— The problem —
Exactly reproduce the entries, dropping any pictures from your copy.

— Exercise input —

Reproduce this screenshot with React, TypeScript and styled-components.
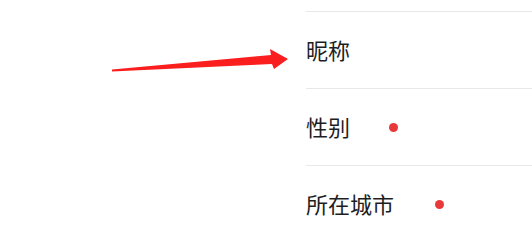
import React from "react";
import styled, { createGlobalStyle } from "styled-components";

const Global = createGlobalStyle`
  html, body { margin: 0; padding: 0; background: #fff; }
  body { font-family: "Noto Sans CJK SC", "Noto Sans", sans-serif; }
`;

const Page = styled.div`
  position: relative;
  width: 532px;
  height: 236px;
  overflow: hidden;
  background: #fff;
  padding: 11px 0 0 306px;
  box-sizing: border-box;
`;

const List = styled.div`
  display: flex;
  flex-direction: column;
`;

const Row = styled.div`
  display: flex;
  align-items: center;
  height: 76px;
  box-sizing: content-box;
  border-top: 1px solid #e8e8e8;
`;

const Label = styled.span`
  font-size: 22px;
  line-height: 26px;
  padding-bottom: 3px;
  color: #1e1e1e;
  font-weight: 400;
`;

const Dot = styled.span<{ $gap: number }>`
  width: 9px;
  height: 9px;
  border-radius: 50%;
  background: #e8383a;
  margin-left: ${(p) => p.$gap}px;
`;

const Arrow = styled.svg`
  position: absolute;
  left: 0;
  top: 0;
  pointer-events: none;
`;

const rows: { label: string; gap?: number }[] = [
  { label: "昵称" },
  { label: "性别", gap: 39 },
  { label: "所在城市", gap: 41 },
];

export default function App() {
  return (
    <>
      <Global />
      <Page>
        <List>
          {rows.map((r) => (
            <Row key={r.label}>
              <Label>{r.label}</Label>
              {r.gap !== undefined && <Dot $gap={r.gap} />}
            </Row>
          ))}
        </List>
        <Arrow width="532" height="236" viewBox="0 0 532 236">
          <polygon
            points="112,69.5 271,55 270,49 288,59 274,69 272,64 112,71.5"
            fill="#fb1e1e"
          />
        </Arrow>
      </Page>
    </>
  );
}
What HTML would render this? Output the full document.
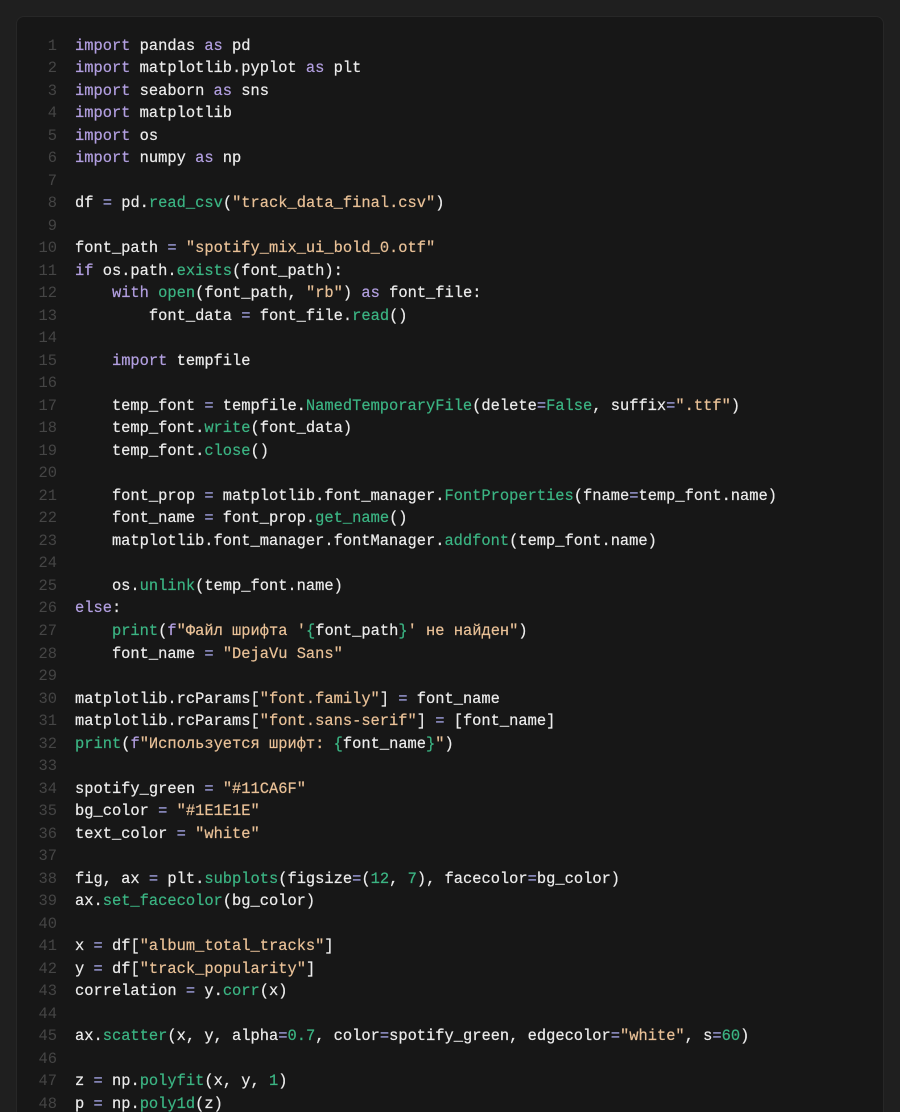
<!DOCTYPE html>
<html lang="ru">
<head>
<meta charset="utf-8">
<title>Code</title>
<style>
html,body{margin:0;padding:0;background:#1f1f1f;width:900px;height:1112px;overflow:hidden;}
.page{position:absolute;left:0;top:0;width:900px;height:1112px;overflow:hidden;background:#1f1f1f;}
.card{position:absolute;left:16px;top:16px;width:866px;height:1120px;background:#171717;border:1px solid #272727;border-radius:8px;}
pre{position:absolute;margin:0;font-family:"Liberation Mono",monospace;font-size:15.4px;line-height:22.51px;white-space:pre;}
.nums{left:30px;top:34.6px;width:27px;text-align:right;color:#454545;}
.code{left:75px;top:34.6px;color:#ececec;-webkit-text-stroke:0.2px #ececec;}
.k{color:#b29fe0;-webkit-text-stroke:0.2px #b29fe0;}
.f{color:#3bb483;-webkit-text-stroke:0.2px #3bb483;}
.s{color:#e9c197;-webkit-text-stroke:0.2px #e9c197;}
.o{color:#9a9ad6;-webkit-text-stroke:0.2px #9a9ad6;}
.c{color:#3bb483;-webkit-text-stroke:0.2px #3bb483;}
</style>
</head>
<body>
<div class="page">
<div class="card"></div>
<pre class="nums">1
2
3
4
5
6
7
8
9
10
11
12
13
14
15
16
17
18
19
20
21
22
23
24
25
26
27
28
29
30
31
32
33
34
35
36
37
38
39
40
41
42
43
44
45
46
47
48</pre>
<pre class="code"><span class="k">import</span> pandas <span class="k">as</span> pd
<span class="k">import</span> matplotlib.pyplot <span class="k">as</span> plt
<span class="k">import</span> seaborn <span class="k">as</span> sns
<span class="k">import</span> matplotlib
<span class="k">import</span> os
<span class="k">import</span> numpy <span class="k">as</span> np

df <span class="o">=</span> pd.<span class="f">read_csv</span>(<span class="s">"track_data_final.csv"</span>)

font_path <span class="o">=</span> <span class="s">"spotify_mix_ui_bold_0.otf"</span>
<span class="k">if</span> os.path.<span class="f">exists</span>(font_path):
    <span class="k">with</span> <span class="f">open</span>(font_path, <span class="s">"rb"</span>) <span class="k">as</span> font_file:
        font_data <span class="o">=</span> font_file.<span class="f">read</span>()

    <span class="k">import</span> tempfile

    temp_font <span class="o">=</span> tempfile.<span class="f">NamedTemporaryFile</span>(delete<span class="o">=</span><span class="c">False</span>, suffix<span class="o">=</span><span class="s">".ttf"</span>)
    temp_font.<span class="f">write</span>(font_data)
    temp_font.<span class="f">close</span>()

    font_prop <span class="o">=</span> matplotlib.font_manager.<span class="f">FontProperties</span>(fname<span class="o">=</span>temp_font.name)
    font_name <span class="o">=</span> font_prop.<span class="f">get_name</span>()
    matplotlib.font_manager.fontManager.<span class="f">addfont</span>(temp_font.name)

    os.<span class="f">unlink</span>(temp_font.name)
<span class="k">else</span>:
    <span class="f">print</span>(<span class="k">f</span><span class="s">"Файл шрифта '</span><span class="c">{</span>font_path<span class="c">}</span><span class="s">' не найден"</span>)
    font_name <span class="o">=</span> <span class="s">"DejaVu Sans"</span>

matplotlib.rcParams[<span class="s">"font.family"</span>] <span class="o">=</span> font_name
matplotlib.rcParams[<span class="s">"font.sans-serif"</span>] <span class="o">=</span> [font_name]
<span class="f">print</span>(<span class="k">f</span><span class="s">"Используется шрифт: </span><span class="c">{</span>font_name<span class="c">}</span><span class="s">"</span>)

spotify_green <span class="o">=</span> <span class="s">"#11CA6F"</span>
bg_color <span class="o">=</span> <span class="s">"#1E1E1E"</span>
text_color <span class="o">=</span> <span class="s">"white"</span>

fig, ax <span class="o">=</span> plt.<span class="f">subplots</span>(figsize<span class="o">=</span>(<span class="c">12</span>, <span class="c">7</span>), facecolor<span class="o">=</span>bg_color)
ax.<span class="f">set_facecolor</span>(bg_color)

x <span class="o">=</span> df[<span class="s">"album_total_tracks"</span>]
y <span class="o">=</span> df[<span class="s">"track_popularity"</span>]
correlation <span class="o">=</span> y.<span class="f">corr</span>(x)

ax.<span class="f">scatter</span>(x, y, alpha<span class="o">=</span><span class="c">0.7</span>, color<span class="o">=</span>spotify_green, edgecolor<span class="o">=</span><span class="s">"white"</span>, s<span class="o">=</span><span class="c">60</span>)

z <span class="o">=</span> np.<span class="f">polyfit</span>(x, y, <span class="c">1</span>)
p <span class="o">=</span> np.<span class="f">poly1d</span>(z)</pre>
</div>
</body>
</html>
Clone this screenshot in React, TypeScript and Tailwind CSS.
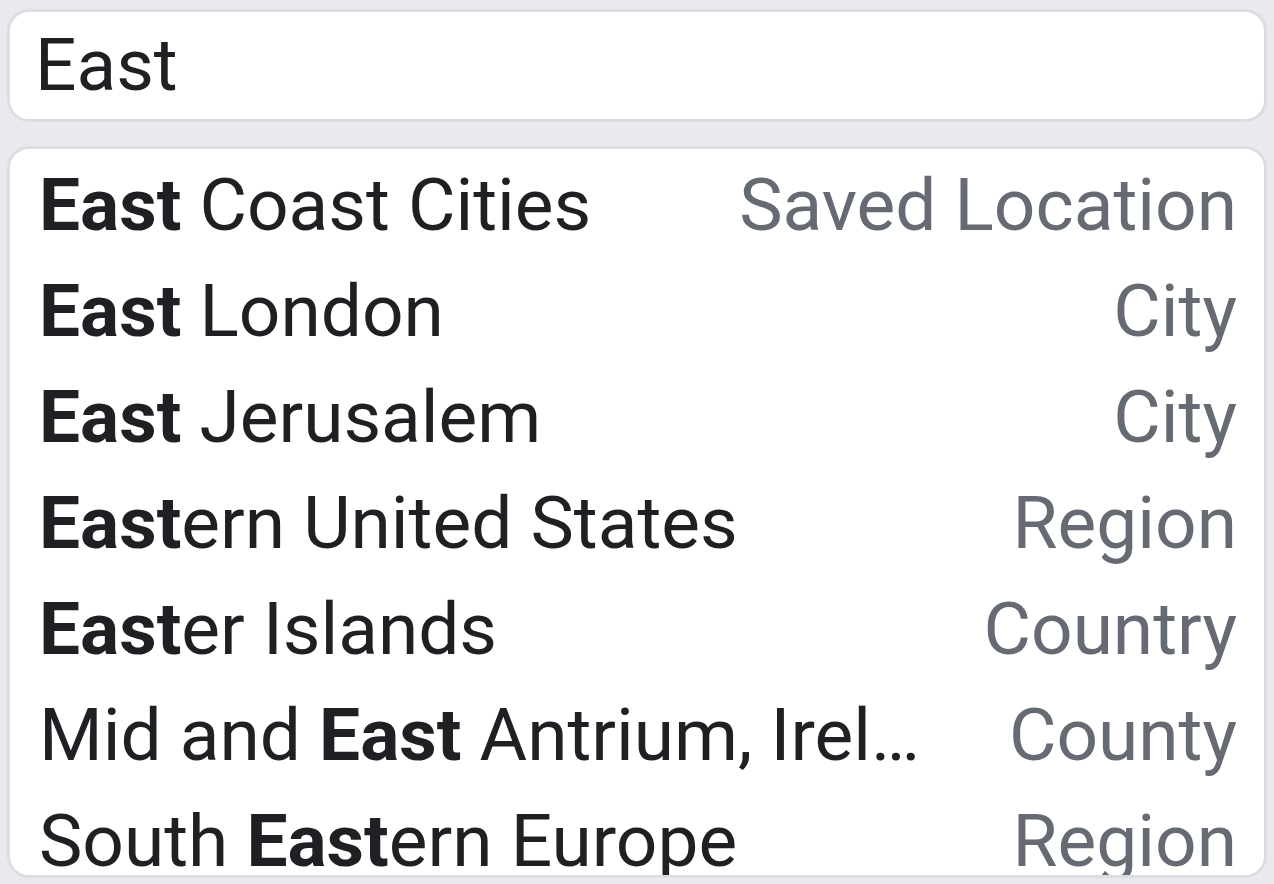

— Final result —
Reproduce this screenshot with React, TypeScript and styled-components.
import React from "react";
import styled, { createGlobalStyle } from "styled-components";

const Global = createGlobalStyle`
  html, body { margin: 0; padding: 0; background: #fff; }
  body { font-family: "Noto Sans CJK SC", "Noto Sans", sans-serif; }
`;

const Page = styled.div`
  position: relative;
  width: 532px;
  height: 236px;
  overflow: hidden;
  background: #fff;
  padding: 11px 0 0 306px;
  box-sizing: border-box;
`;

const List = styled.div`
  display: flex;
  flex-direction: column;
`;

const Row = styled.div`
  display: flex;
  align-items: center;
  height: 76px;
  box-sizing: content-box;
  border-top: 1px solid #e8e8e8;
`;

const Label = styled.span`
  font-size: 22px;
  line-height: 26px;
  padding-bottom: 3px;
  color: #1e1e1e;
  font-weight: 400;
`;

const Dot = styled.span<{ $gap: number }>`
  width: 9px;
  height: 9px;
  border-radius: 50%;
  background: #e8383a;
  margin-left: ${(p) => p.$gap}px;
`;

const Arrow = styled.svg`
  position: absolute;
  left: 0;
  top: 0;
  pointer-events: none;
`;

const rows: { label: string; gap?: number }[] = [
  { label: "昵称" },
  { label: "性别", gap: 39 },
  { label: "所在城市", gap: 41 },
];

export default function App() {
  return (
    <>
      <Global />
      <Page>
        <List>
          {rows.map((r) => (
            <Row key={r.label}>
              <Label>{r.label}</Label>
              {r.gap !== undefined && <Dot $gap={r.gap} />}
            </Row>
          ))}
        </List>
        <Arrow width="532" height="236" viewBox="0 0 532 236">
          <polygon
            points="112,69.5 271,55 270,49 288,59 274,69 272,64 112,71.5"
            fill="#fb1e1e"
          />
        </Arrow>
      </Page>
    </>
  );
}
What HTML would render this? Output the full document.
<!DOCTYPE html>
<html lang="ru">
<head>
<meta charset="utf-8">
<title>Code</title>
<style>
html,body{margin:0;padding:0;background:#1f1f1f;width:900px;height:1112px;overflow:hidden;}
.page{position:absolute;left:0;top:0;width:900px;height:1112px;overflow:hidden;background:#1f1f1f;}
.card{position:absolute;left:16px;top:16px;width:866px;height:1120px;background:#171717;border:1px solid #272727;border-radius:8px;}
pre{position:absolute;margin:0;font-family:"Liberation Mono",monospace;font-size:15.4px;line-height:22.51px;white-space:pre;}
.nums{left:30px;top:34.6px;width:27px;text-align:right;color:#454545;}
.code{left:75px;top:34.6px;color:#ececec;-webkit-text-stroke:0.2px #ececec;}
.k{color:#b29fe0;-webkit-text-stroke:0.2px #b29fe0;}
.f{color:#3bb483;-webkit-text-stroke:0.2px #3bb483;}
.s{color:#e9c197;-webkit-text-stroke:0.2px #e9c197;}
.o{color:#9a9ad6;-webkit-text-stroke:0.2px #9a9ad6;}
.c{color:#3bb483;-webkit-text-stroke:0.2px #3bb483;}
</style>
</head>
<body>
<div class="page">
<div class="card"></div>
<pre class="nums">1
2
3
4
5
6
7
8
9
10
11
12
13
14
15
16
17
18
19
20
21
22
23
24
25
26
27
28
29
30
31
32
33
34
35
36
37
38
39
40
41
42
43
44
45
46
47
48</pre>
<pre class="code"><span class="k">import</span> pandas <span class="k">as</span> pd
<span class="k">import</span> matplotlib.pyplot <span class="k">as</span> plt
<span class="k">import</span> seaborn <span class="k">as</span> sns
<span class="k">import</span> matplotlib
<span class="k">import</span> os
<span class="k">import</span> numpy <span class="k">as</span> np

df <span class="o">=</span> pd.<span class="f">read_csv</span>(<span class="s">"track_data_final.csv"</span>)

font_path <span class="o">=</span> <span class="s">"spotify_mix_ui_bold_0.otf"</span>
<span class="k">if</span> os.path.<span class="f">exists</span>(font_path):
    <span class="k">with</span> <span class="f">open</span>(font_path, <span class="s">"rb"</span>) <span class="k">as</span> font_file:
        font_data <span class="o">=</span> font_file.<span class="f">read</span>()

    <span class="k">import</span> tempfile

    temp_font <span class="o">=</span> tempfile.<span class="f">NamedTemporaryFile</span>(delete<span class="o">=</span><span class="c">False</span>, suffix<span class="o">=</span><span class="s">".ttf"</span>)
    temp_font.<span class="f">write</span>(font_data)
    temp_font.<span class="f">close</span>()

    font_prop <span class="o">=</span> matplotlib.font_manager.<span class="f">FontProperties</span>(fname<span class="o">=</span>temp_font.name)
    font_name <span class="o">=</span> font_prop.<span class="f">get_name</span>()
    matplotlib.font_manager.fontManager.<span class="f">addfont</span>(temp_font.name)

    os.<span class="f">unlink</span>(temp_font.name)
<span class="k">else</span>:
    <span class="f">print</span>(<span class="k">f</span><span class="s">"Файл шрифта '</span><span class="c">{</span>font_path<span class="c">}</span><span class="s">' не найден"</span>)
    font_name <span class="o">=</span> <span class="s">"DejaVu Sans"</span>

matplotlib.rcParams[<span class="s">"font.family"</span>] <span class="o">=</span> font_name
matplotlib.rcParams[<span class="s">"font.sans-serif"</span>] <span class="o">=</span> [font_name]
<span class="f">print</span>(<span class="k">f</span><span class="s">"Используется шрифт: </span><span class="c">{</span>font_name<span class="c">}</span><span class="s">"</span>)

spotify_green <span class="o">=</span> <span class="s">"#11CA6F"</span>
bg_color <span class="o">=</span> <span class="s">"#1E1E1E"</span>
text_color <span class="o">=</span> <span class="s">"white"</span>

fig, ax <span class="o">=</span> plt.<span class="f">subplots</span>(figsize<span class="o">=</span>(<span class="c">12</span>, <span class="c">7</span>), facecolor<span class="o">=</span>bg_color)
ax.<span class="f">set_facecolor</span>(bg_color)

x <span class="o">=</span> df[<span class="s">"album_total_tracks"</span>]
y <span class="o">=</span> df[<span class="s">"track_popularity"</span>]
correlation <span class="o">=</span> y.<span class="f">corr</span>(x)

ax.<span class="f">scatter</span>(x, y, alpha<span class="o">=</span><span class="c">0.7</span>, color<span class="o">=</span>spotify_green, edgecolor<span class="o">=</span><span class="s">"white"</span>, s<span class="o">=</span><span class="c">60</span>)

z <span class="o">=</span> np.<span class="f">polyfit</span>(x, y, <span class="c">1</span>)
p <span class="o">=</span> np.<span class="f">poly1d</span>(z)</pre>
</div>
</body>
</html>
Clone this screenshot in React, TypeScript and Tailwind CSS.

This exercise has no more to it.